--- Input for this task ---

══════════════════════════════

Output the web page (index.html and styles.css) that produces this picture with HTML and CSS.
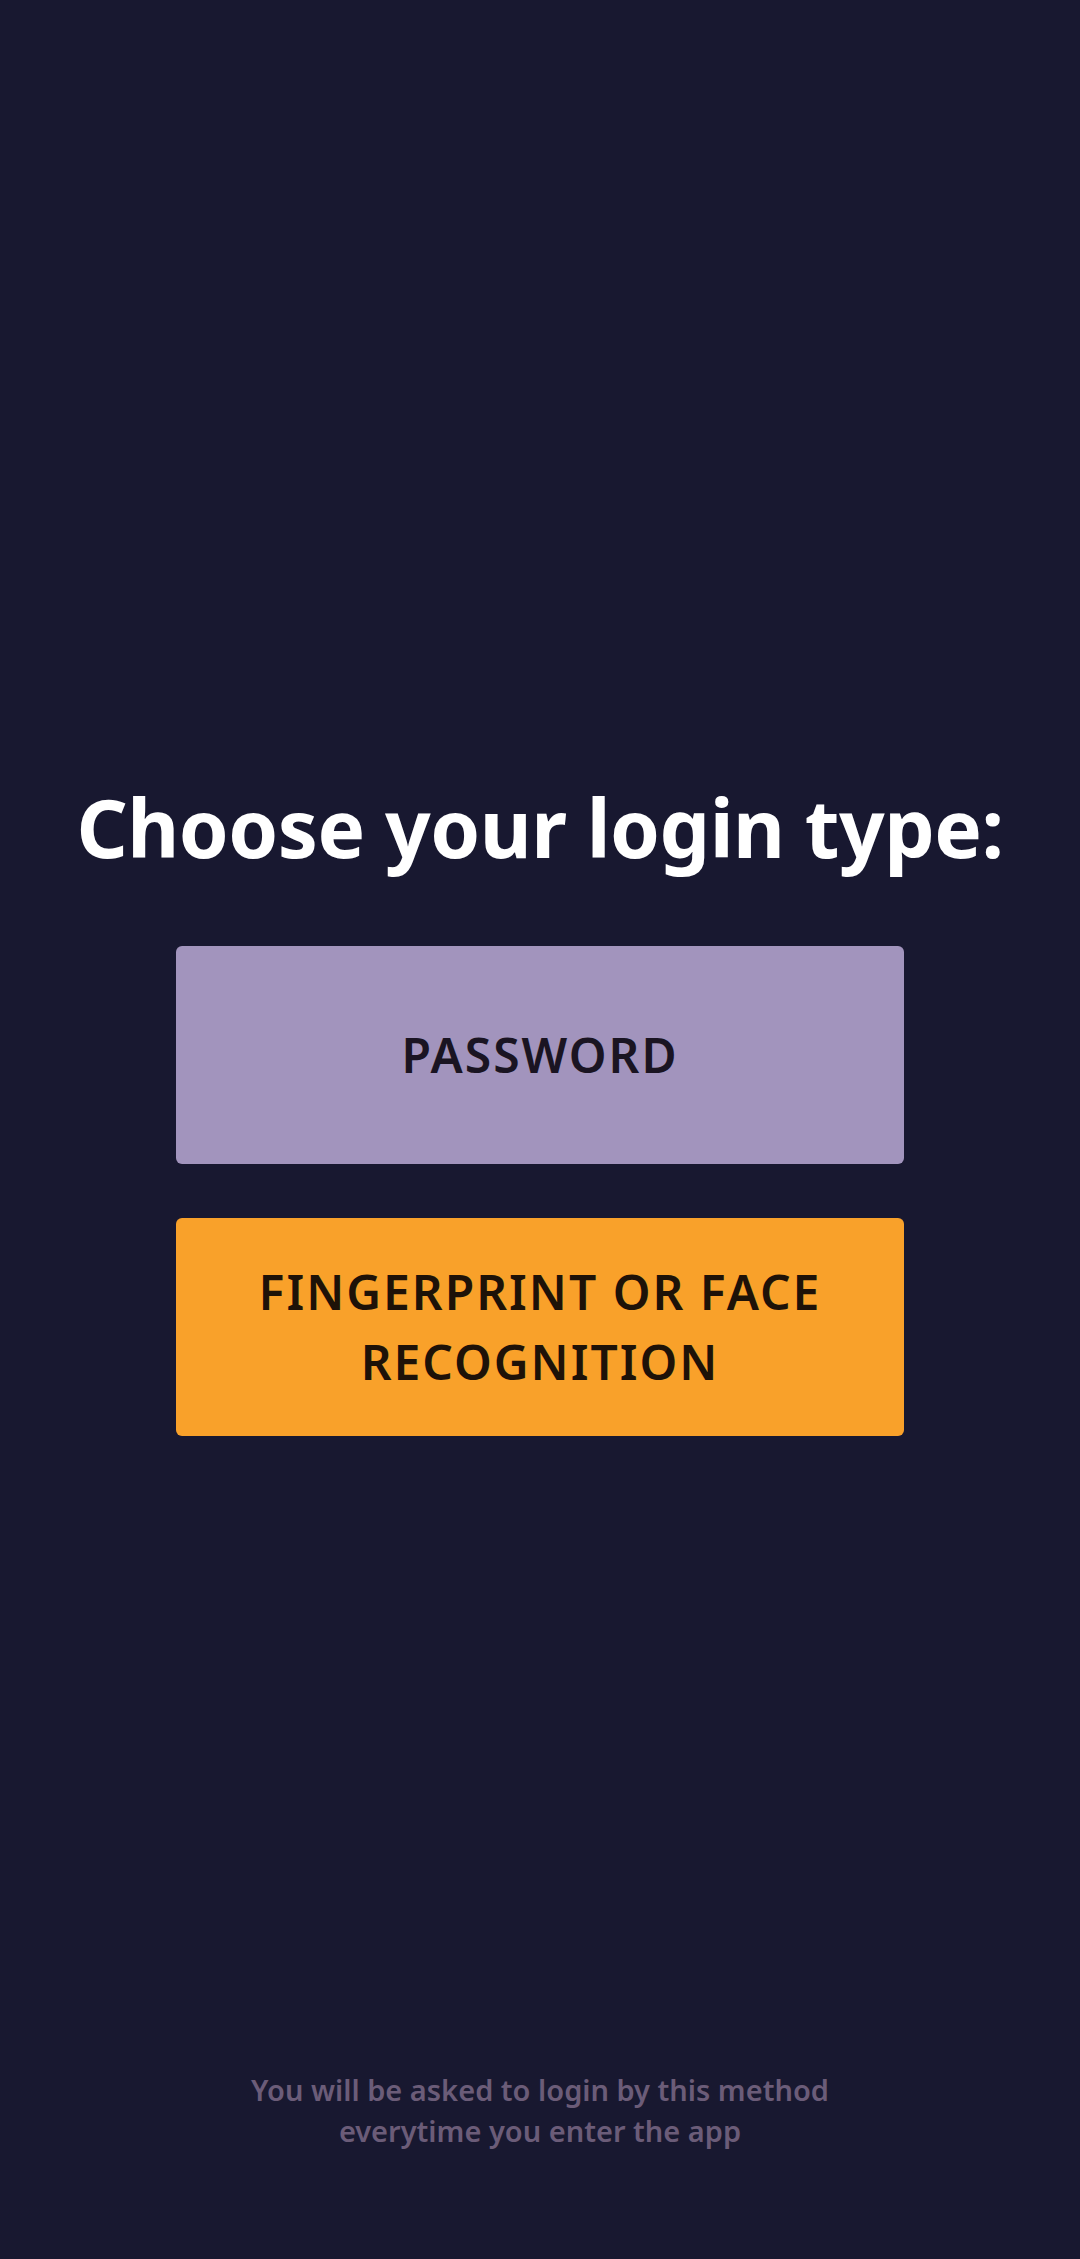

══════════════════════════════

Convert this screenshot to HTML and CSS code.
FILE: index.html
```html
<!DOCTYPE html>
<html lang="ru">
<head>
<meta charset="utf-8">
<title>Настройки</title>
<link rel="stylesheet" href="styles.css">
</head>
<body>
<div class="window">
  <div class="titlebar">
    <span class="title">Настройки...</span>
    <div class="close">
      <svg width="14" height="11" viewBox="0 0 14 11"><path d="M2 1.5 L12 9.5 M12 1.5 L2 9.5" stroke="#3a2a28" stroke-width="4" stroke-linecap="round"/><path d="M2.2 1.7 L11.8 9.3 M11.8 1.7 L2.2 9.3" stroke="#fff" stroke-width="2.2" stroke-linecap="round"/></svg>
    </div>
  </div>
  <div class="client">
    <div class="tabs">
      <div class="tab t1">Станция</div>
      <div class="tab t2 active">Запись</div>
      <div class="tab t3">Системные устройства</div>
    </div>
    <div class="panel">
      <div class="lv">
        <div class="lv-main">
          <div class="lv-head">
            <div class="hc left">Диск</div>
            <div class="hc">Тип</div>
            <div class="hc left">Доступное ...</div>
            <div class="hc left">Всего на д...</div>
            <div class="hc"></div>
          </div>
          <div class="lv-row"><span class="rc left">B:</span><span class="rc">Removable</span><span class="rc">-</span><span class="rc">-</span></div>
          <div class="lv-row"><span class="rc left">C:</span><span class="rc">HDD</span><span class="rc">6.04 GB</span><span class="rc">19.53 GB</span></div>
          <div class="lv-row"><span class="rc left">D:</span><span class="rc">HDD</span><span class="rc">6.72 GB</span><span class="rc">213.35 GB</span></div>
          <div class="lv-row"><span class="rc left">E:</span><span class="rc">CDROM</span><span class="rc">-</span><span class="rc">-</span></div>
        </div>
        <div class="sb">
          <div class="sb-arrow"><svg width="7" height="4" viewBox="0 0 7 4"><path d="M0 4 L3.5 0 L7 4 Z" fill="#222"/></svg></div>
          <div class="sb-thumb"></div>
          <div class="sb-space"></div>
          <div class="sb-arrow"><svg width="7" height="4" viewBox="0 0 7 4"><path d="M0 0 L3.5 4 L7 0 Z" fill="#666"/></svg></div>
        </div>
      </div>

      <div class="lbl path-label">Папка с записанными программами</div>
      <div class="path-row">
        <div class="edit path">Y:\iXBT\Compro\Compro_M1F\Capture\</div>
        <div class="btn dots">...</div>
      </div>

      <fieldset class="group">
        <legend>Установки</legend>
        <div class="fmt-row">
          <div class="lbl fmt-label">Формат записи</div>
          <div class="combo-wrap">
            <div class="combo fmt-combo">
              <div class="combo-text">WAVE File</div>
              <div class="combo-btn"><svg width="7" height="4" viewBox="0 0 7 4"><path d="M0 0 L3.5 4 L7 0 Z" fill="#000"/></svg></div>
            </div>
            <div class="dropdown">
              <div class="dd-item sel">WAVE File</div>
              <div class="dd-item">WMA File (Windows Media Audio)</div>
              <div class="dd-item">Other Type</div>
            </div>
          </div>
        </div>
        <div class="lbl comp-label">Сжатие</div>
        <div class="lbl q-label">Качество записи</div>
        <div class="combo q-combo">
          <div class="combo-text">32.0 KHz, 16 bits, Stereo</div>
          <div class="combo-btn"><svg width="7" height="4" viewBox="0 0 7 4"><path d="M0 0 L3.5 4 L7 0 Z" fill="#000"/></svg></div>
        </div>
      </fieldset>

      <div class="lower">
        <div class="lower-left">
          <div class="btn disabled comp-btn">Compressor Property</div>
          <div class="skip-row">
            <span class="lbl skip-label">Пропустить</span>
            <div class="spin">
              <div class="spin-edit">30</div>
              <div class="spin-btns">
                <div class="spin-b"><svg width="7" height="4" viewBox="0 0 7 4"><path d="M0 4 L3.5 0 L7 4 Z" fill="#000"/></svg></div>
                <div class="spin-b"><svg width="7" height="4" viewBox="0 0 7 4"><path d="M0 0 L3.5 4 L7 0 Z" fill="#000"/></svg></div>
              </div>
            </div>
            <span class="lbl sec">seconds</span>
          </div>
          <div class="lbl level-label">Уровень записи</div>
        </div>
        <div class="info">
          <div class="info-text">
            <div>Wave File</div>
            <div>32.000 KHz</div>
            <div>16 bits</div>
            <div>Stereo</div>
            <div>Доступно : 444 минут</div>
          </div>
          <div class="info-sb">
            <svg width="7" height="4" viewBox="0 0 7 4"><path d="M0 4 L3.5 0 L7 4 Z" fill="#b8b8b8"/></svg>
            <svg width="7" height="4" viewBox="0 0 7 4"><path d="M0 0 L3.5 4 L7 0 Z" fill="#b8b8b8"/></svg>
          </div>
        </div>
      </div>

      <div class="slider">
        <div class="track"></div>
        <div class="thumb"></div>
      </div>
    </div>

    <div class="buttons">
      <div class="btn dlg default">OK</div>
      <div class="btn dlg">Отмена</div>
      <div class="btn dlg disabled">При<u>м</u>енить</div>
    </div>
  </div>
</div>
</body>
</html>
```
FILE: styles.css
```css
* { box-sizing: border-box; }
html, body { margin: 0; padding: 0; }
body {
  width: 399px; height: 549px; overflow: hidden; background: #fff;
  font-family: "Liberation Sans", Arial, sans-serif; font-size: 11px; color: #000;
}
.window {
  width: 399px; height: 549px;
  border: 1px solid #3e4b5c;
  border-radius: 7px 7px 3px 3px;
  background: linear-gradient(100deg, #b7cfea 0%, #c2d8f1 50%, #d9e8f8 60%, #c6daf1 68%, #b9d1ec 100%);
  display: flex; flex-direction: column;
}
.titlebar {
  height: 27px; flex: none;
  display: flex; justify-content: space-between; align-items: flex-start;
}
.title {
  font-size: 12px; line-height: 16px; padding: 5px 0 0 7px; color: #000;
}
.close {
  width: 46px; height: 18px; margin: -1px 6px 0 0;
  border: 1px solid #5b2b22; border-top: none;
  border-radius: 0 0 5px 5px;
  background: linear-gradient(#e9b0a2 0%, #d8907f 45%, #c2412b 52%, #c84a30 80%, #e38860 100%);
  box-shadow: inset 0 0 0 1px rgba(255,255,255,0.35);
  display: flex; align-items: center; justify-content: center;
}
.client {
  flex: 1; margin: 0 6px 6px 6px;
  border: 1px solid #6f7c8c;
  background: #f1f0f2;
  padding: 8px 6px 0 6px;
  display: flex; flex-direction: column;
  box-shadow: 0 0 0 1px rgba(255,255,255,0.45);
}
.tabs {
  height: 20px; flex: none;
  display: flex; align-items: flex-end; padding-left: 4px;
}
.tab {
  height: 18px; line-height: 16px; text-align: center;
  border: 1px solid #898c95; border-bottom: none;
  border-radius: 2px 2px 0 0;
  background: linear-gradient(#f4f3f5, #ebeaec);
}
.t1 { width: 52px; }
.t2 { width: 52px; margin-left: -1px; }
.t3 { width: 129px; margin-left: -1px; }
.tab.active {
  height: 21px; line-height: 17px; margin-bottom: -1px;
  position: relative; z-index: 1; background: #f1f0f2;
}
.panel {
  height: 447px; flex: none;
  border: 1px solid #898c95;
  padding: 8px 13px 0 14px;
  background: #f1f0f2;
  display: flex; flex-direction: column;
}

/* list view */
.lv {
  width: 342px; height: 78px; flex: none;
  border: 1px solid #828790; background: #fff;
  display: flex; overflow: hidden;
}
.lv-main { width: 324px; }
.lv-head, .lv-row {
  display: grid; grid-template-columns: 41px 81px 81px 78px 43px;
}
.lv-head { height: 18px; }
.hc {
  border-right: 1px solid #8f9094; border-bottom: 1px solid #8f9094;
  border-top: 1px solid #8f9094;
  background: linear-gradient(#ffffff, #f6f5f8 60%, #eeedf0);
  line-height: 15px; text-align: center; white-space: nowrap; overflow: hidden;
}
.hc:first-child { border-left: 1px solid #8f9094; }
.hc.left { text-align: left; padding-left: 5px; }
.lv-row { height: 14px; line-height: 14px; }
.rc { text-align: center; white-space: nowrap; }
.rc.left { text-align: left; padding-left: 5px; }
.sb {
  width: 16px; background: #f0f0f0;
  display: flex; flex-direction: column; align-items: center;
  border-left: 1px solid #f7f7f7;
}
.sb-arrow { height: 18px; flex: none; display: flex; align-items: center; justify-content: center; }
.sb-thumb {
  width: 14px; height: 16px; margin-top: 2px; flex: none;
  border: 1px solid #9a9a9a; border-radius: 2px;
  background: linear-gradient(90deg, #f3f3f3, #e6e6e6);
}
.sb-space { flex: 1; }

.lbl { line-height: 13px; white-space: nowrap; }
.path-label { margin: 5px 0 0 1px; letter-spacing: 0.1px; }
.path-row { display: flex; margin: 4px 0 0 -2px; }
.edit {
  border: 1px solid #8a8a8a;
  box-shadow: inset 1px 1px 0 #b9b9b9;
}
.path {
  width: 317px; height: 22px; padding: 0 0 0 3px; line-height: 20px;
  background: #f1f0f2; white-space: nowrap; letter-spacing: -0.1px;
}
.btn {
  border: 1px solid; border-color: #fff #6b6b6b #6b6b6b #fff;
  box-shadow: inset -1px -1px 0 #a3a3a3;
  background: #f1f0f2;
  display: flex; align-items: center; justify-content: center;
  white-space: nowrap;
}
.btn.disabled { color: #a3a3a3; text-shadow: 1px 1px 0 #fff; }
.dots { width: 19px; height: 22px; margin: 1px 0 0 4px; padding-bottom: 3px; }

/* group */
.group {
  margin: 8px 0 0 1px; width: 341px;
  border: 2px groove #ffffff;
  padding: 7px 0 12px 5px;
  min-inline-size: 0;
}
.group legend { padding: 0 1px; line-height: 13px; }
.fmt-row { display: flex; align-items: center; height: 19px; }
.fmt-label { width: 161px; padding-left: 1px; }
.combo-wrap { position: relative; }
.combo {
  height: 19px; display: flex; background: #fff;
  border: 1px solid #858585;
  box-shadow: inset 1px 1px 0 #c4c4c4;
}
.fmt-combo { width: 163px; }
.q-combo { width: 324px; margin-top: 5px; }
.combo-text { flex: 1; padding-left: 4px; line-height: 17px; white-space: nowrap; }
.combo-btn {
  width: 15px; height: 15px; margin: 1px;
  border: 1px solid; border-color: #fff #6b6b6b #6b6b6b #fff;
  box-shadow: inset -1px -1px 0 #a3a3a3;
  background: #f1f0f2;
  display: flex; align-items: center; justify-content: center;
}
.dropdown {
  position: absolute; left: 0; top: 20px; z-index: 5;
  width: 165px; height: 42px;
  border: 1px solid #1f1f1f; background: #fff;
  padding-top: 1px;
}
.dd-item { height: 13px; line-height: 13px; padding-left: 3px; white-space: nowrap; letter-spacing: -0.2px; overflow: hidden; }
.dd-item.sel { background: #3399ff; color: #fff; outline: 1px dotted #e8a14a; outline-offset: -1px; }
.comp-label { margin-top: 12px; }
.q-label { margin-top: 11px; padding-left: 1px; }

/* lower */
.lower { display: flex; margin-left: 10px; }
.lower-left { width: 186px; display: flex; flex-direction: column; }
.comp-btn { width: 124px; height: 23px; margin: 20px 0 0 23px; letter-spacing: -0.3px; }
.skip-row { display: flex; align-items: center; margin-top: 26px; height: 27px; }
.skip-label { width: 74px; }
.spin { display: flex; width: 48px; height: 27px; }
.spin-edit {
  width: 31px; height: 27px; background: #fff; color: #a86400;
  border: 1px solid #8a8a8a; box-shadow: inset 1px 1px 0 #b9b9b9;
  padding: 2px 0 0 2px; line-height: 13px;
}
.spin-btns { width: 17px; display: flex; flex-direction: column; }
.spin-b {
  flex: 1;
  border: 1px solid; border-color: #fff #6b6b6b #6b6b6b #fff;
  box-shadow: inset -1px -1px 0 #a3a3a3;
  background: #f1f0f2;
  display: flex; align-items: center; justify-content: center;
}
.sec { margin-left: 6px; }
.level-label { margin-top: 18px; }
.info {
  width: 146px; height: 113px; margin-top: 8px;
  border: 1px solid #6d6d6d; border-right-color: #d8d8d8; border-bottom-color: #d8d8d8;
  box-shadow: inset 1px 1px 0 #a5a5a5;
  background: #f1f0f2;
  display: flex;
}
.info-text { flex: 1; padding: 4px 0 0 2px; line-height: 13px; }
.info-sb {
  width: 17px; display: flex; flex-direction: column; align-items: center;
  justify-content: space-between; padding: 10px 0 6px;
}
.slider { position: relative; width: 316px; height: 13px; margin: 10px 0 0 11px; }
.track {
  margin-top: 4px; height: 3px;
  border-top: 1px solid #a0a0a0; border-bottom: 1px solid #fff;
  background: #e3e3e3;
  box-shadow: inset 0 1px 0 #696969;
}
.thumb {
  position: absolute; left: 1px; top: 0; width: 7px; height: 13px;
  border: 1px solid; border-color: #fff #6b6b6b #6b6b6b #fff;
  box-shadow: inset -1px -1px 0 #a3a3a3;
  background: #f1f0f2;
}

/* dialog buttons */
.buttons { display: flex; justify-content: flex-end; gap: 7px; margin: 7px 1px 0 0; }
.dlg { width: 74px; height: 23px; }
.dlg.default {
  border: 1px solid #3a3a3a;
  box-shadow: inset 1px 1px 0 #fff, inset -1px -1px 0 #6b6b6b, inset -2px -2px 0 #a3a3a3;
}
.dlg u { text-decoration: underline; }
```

══════════════════════════════

--- Goal ---
Using the listing above, show every line that includes the string "styles".

--- Expected answer ---
Output the web page (index.html and styles.css) that produces this picture with HTML and CSS.
<link rel="stylesheet" href="styles.css">
FILE: styles.css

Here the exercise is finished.